Tipping Points: Marginality, Misogyny and Videogames

Authors

  • Jennifer Jenson York University
  • Suzanne de Castell University of Ontario Institute of Technology

Abstract

In this paper, we detail the conditions of precarity that women face as marginal subjects in the video games industry and as sexualized objects in its creative and cultural projects. We do so through the documentation of recent examples of violent, vitriolic, and hate-filled speech that has been targeted at women who have either spoken out from those margins, or who have been made the object of ridicule from with within the industry’s ranks. These examples demonstrate a form of extreme gender norm reinforcement that has been challenged through feminist activist work in a number of locales in North America.
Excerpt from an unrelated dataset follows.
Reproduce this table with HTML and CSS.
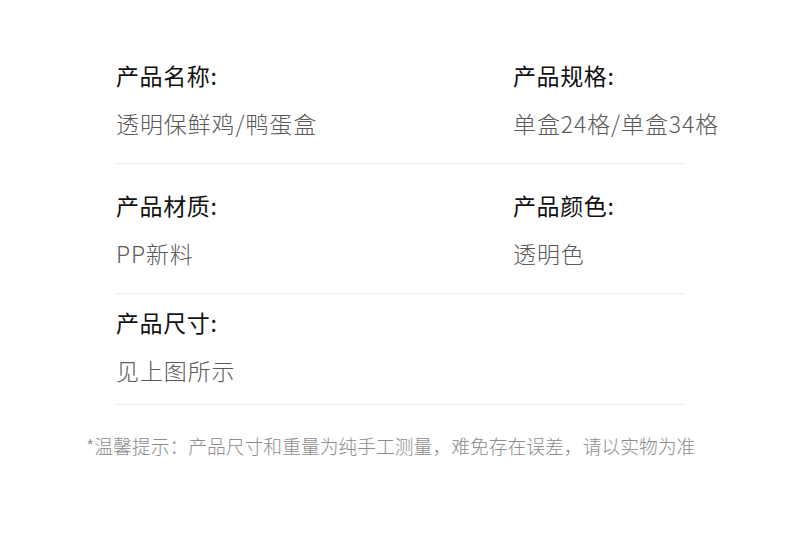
FILE: index.html
```html
<!DOCTYPE html>
<html lang="zh-CN">
<head>
<meta charset="utf-8">
<link rel="stylesheet" href="styles.css">
</head>
<body>
<div class="page">
  <div class="spec">
    <div class="row row-1">
      <div class="cell">
        <div class="label">产品名称:</div>
        <div class="value">透明保鲜鸡/鸭蛋盒</div>
      </div>
      <div class="cell">
        <div class="label">产品规格:</div>
        <div class="value">单盒24格/单盒34格</div>
      </div>
    </div>
    <div class="row row-2">
      <div class="cell">
        <div class="label">产品材质:</div>
        <div class="value">PP新料</div>
      </div>
      <div class="cell">
        <div class="label">产品颜色:</div>
        <div class="value">透明色</div>
      </div>
    </div>
    <div class="row row-3">
      <div class="cell">
        <div class="label">产品尺寸:</div>
        <div class="value">见上图所示</div>
      </div>
    </div>
  </div>
  <p class="note">*温馨提示：产品尺寸和重量为纯手工测量，难免存在误差，请以实物为准</p>
</div>
</body>
</html>
```
FILE: styles.css
```css
html, body {
  margin: 0;
  padding: 0;
  background: #ffffff;
}
body {
  font-family: "Noto Sans CJK SC", "Noto Sans", sans-serif;
  width: 790px;
  height: 541px;
  overflow: hidden;
}
.page {
  padding-top: 61px;
}
.spec {
  margin-left: 116px;
  width: 568px;
}
.row {
  display: grid;
  grid-template-columns: 397px 1fr;
  border-bottom: 1px solid #ececec;
}
.row-1 { padding-bottom: 26px; }
.row-2 { padding-top: 27px; padding-bottom: 26px; }
.row-3 { padding-top: 14px; padding-bottom: 20px; }
.cell {
  display: flex;
  flex-direction: column;
  gap: 20px;
}
.label {
  font-size: 23px;
  line-height: 28px;
  letter-spacing: 0.6px;
  color: #111111;
  white-space: nowrap;
}
.value {
  font-size: 23px;
  line-height: 28px;
  letter-spacing: 0.9px;
  font-weight: 300;
  color: #5a5a5a;
  white-space: nowrap;
}
.note {
  margin: 27px 0 0 86px;
  font-size: 18.8px;
  line-height: 28px;
  font-weight: 300;
  color: #8c8c8c;
  white-space: nowrap;
}
```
We also recount two activist projects in Canada that reveal how women remain precarious subjects even as they work to overcome their entrenched conditions of precarity through activist, women’s only groups, concluding with an accounting of a governing social and political order that ontologically re-inscribes women and their potential, actual creative capital and labour as peripheral.

Author Biographies

Jennifer Jenson, York University

Jennifer Jenson is Professor of Pedagogy and Technology in the Faculty of Education at York University, Canada. She specializes in gender/technology studies, media and cultural studies, has done extensive educational technology policy research and writing, and has published widely in these fields.

 

Suzanne de Castell, University of Ontario Institute of Technology

Suzanne de Castell is Professor and Dean of the Faculty of Education at the University of Ontario Institute of Technology. She works principally in literacy, new media and educational technology studies as these are informed by critical deconstructive analyses of gender, sexualities and ‘social justice.’